For the copy, please give all of the data again exactly and leave the pictures out.

COLLECTED DATA
╭──

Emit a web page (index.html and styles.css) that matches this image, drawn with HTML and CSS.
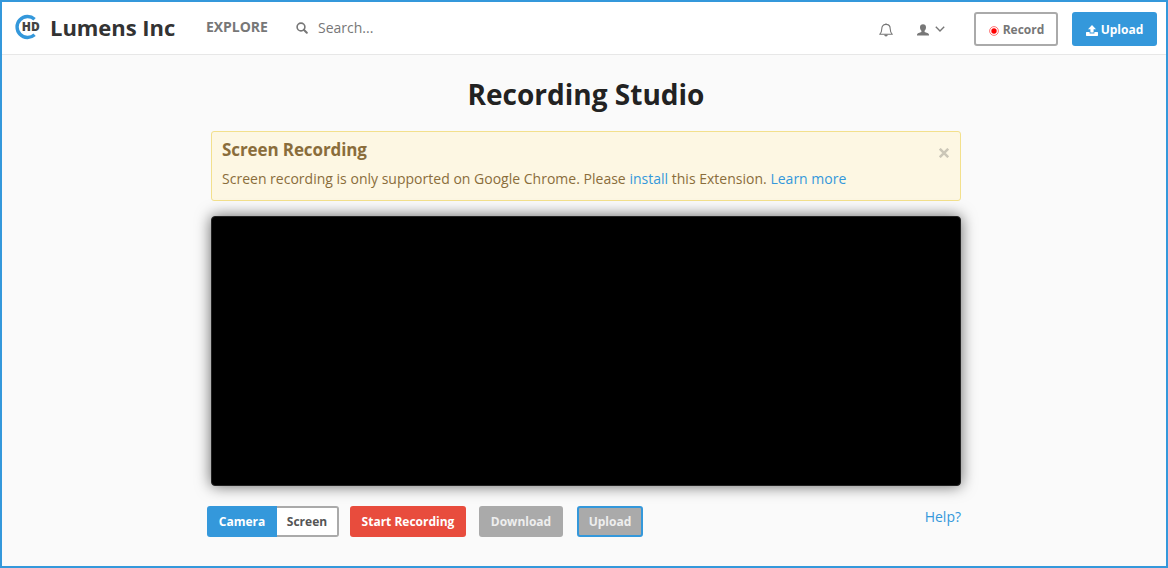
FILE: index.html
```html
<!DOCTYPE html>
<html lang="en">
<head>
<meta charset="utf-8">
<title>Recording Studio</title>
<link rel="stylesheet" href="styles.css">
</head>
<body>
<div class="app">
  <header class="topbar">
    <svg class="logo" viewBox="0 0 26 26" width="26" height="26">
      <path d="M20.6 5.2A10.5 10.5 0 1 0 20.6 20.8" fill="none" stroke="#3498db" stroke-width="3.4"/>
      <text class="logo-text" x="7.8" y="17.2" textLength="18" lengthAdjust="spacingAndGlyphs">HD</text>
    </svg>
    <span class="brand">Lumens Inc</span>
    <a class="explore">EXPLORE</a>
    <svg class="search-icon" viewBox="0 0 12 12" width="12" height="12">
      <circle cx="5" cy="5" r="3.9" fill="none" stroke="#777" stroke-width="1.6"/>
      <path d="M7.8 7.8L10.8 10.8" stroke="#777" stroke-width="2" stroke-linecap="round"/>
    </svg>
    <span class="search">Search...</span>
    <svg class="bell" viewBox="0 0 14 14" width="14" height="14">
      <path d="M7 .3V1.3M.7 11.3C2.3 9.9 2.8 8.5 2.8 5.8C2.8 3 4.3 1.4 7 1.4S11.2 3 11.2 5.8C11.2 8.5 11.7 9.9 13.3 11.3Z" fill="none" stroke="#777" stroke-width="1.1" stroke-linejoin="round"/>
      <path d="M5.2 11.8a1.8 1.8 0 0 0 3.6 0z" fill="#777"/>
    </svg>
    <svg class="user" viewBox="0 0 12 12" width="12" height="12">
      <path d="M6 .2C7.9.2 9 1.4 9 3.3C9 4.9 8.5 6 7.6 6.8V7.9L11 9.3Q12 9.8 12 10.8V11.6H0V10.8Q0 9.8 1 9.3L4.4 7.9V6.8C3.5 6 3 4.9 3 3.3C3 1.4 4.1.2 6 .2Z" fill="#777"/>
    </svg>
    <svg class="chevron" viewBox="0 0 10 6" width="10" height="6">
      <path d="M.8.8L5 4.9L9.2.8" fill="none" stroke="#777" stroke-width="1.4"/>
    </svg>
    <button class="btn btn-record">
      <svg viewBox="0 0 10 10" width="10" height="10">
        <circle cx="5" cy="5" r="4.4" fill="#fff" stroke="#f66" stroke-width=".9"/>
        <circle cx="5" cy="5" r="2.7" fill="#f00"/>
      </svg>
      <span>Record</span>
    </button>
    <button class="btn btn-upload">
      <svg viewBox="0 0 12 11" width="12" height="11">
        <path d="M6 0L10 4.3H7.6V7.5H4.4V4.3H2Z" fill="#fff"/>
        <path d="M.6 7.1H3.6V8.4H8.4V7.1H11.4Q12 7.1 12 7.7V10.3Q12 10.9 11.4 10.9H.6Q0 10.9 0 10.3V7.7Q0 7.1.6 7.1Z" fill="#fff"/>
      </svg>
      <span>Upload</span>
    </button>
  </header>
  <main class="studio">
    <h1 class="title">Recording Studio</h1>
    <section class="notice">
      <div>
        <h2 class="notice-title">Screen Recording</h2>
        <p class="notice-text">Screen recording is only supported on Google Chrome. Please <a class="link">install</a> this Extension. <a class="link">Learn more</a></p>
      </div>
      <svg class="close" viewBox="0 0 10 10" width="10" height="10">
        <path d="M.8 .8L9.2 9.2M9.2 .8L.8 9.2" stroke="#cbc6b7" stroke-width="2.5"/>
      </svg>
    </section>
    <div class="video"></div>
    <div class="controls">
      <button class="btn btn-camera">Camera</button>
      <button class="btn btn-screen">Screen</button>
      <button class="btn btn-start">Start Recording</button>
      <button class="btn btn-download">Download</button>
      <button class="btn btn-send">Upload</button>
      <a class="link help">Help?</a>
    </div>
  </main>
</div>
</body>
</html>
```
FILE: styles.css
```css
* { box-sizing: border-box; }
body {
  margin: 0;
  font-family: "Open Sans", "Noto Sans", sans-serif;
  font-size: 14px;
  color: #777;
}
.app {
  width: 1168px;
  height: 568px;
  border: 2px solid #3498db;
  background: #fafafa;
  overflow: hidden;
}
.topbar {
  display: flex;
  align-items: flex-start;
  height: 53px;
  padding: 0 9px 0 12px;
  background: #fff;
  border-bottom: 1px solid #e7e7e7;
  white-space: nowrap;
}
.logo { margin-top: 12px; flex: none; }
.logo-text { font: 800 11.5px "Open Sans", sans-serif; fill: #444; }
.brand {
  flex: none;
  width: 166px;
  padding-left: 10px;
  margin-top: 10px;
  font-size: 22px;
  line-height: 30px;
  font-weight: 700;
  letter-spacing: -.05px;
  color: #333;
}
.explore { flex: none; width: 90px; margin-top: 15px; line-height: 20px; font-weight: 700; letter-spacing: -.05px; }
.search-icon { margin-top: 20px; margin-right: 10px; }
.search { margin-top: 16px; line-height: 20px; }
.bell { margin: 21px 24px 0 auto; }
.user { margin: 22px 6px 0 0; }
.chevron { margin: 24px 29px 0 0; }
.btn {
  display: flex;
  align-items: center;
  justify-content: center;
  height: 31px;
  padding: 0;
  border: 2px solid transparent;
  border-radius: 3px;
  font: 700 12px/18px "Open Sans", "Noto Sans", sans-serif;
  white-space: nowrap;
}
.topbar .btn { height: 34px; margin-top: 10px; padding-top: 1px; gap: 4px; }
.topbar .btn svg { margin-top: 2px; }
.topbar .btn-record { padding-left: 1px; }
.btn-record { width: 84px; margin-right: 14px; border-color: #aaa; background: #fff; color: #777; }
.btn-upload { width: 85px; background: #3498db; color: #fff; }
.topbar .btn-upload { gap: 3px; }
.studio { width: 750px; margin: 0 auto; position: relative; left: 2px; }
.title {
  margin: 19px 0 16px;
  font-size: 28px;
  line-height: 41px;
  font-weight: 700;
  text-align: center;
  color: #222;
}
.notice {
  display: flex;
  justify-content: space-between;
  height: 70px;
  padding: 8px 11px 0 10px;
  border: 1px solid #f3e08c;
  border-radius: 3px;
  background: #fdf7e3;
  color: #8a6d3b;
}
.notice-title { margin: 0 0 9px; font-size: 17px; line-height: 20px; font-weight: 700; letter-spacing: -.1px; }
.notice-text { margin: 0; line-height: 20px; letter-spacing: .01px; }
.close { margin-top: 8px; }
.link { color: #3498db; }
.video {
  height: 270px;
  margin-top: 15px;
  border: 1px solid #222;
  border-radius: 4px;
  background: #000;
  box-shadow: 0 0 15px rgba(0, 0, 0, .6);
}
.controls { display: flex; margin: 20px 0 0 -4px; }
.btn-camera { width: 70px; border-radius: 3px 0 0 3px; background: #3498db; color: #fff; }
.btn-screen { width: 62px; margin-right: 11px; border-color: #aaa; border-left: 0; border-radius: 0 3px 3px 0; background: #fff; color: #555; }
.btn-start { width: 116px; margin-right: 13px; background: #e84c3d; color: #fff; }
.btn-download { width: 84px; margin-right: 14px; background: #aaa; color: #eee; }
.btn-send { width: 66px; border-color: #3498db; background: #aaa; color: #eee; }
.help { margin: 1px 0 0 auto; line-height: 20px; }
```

╰──

SOLVED EXERCISE
Emit a web page (index.html and styles.css) that matches this image, drawn with HTML and CSS.
FILE: index.html
```html
<!DOCTYPE html>
<html lang="en">
<head>
<meta charset="utf-8">
<title>Recording Studio</title>
<link rel="stylesheet" href="styles.css">
</head>
<body>
<div class="app">
  <header class="topbar">
    <svg class="logo" viewBox="0 0 26 26" width="26" height="26">
      <path d="M20.6 5.2A10.5 10.5 0 1 0 20.6 20.8" fill="none" stroke="#3498db" stroke-width="3.4"/>
      <text class="logo-text" x="7.8" y="17.2" textLength="18" lengthAdjust="spacingAndGlyphs">HD</text>
    </svg>
    <span class="brand">Lumens Inc</span>
    <a class="explore">EXPLORE</a>
    <svg class="search-icon" viewBox="0 0 12 12" width="12" height="12">
      <circle cx="5" cy="5" r="3.9" fill="none" stroke="#777" stroke-width="1.6"/>
      <path d="M7.8 7.8L10.8 10.8" stroke="#777" stroke-width="2" stroke-linecap="round"/>
    </svg>
    <span class="search">Search...</span>
    <svg class="bell" viewBox="0 0 14 14" width="14" height="14">
      <path d="M7 .3V1.3M.7 11.3C2.3 9.9 2.8 8.5 2.8 5.8C2.8 3 4.3 1.4 7 1.4S11.2 3 11.2 5.8C11.2 8.5 11.7 9.9 13.3 11.3Z" fill="none" stroke="#777" stroke-width="1.1" stroke-linejoin="round"/>
      <path d="M5.2 11.8a1.8 1.8 0 0 0 3.6 0z" fill="#777"/>
    </svg>
    <svg class="user" viewBox="0 0 12 12" width="12" height="12">
      <path d="M6 .2C7.9.2 9 1.4 9 3.3C9 4.9 8.5 6 7.6 6.8V7.9L11 9.3Q12 9.8 12 10.8V11.6H0V10.8Q0 9.8 1 9.3L4.4 7.9V6.8C3.5 6 3 4.9 3 3.3C3 1.4 4.1.2 6 .2Z" fill="#777"/>
    </svg>
    <svg class="chevron" viewBox="0 0 10 6" width="10" height="6">
      <path d="M.8.8L5 4.9L9.2.8" fill="none" stroke="#777" stroke-width="1.4"/>
    </svg>
    <button class="btn btn-record">
      <svg viewBox="0 0 10 10" width="10" height="10">
        <circle cx="5" cy="5" r="4.4" fill="#fff" stroke="#f66" stroke-width=".9"/>
        <circle cx="5" cy="5" r="2.7" fill="#f00"/>
      </svg>
      <span>Record</span>
    </button>
    <button class="btn btn-upload">
      <svg viewBox="0 0 12 11" width="12" height="11">
        <path d="M6 0L10 4.3H7.6V7.5H4.4V4.3H2Z" fill="#fff"/>
        <path d="M.6 7.1H3.6V8.4H8.4V7.1H11.4Q12 7.1 12 7.7V10.3Q12 10.9 11.4 10.9H.6Q0 10.9 0 10.3V7.7Q0 7.1.6 7.1Z" fill="#fff"/>
      </svg>
      <span>Upload</span>
    </button>
  </header>
  <main class="studio">
    <h1 class="title">Recording Studio</h1>
    <section class="notice">
      <div>
        <h2 class="notice-title">Screen Recording</h2>
        <p class="notice-text">Screen recording is only supported on Google Chrome. Please <a class="link">install</a> this Extension. <a class="link">Learn more</a></p>
      </div>
      <svg class="close" viewBox="0 0 10 10" width="10" height="10">
        <path d="M.8 .8L9.2 9.2M9.2 .8L.8 9.2" stroke="#cbc6b7" stroke-width="2.5"/>
      </svg>
    </section>
    <div class="video"></div>
    <div class="controls">
      <button class="btn btn-camera">Camera</button>
      <button class="btn btn-screen">Screen</button>
      <button class="btn btn-start">Start Recording</button>
      <button class="btn btn-download">Download</button>
      <button class="btn btn-send">Upload</button>
      <a class="link help">Help?</a>
    </div>
  </main>
</div>
</body>
</html>
```
FILE: styles.css
```css
* { box-sizing: border-box; }
body {
  margin: 0;
  font-family: "Open Sans", "Noto Sans", sans-serif;
  font-size: 14px;
  color: #777;
}
.app {
  width: 1168px;
  height: 568px;
  border: 2px solid #3498db;
  background: #fafafa;
  overflow: hidden;
}
.topbar {
  display: flex;
  align-items: flex-start;
  height: 53px;
  padding: 0 9px 0 12px;
  background: #fff;
  border-bottom: 1px solid #e7e7e7;
  white-space: nowrap;
}
.logo { margin-top: 12px; flex: none; }
.logo-text { font: 800 11.5px "Open Sans", sans-serif; fill: #444; }
.brand {
  flex: none;
  width: 166px;
  padding-left: 10px;
  margin-top: 10px;
  font-size: 22px;
  line-height: 30px;
  font-weight: 700;
  letter-spacing: -.05px;
  color: #333;
}
.explore { flex: none; width: 90px; margin-top: 15px; line-height: 20px; font-weight: 700; letter-spacing: -.05px; }
.search-icon { margin-top: 20px; margin-right: 10px; }
.search { margin-top: 16px; line-height: 20px; }
.bell { margin: 21px 24px 0 auto; }
.user { margin: 22px 6px 0 0; }
.chevron { margin: 24px 29px 0 0; }
.btn {
  display: flex;
  align-items: center;
  justify-content: center;
  height: 31px;
  padding: 0;
  border: 2px solid transparent;
  border-radius: 3px;
  font: 700 12px/18px "Open Sans", "Noto Sans", sans-serif;
  white-space: nowrap;
}
.topbar .btn { height: 34px; margin-top: 10px; padding-top: 1px; gap: 4px; }
.topbar .btn svg { margin-top: 2px; }
.topbar .btn-record { padding-left: 1px; }
.btn-record { width: 84px; margin-right: 14px; border-color: #aaa; background: #fff; color: #777; }
.btn-upload { width: 85px; background: #3498db; color: #fff; }
.topbar .btn-upload { gap: 3px; }
.studio { width: 750px; margin: 0 auto; position: relative; left: 2px; }
.title {
  margin: 19px 0 16px;
  font-size: 28px;
  line-height: 41px;
  font-weight: 700;
  text-align: center;
  color: #222;
}
.notice {
  display: flex;
  justify-content: space-between;
  height: 70px;
  padding: 8px 11px 0 10px;
  border: 1px solid #f3e08c;
  border-radius: 3px;
  background: #fdf7e3;
  color: #8a6d3b;
}
.notice-title { margin: 0 0 9px; font-size: 17px; line-height: 20px; font-weight: 700; letter-spacing: -.1px; }
.notice-text { margin: 0; line-height: 20px; letter-spacing: .01px; }
.close { margin-top: 8px; }
.link { color: #3498db; }
.video {
  height: 270px;
  margin-top: 15px;
  border: 1px solid #222;
  border-radius: 4px;
  background: #000;
  box-shadow: 0 0 15px rgba(0, 0, 0, .6);
}
.controls { display: flex; margin: 20px 0 0 -4px; }
.btn-camera { width: 70px; border-radius: 3px 0 0 3px; background: #3498db; color: #fff; }
.btn-screen { width: 62px; margin-right: 11px; border-color: #aaa; border-left: 0; border-radius: 0 3px 3px 0; background: #fff; color: #555; }
.btn-start { width: 116px; margin-right: 13px; background: #e84c3d; color: #fff; }
.btn-download { width: 84px; margin-right: 14px; background: #aaa; color: #eee; }
.btn-send { width: 66px; border-color: #3498db; background: #aaa; color: #eee; }
.help { margin: 1px 0 0 auto; line-height: 20px; }
```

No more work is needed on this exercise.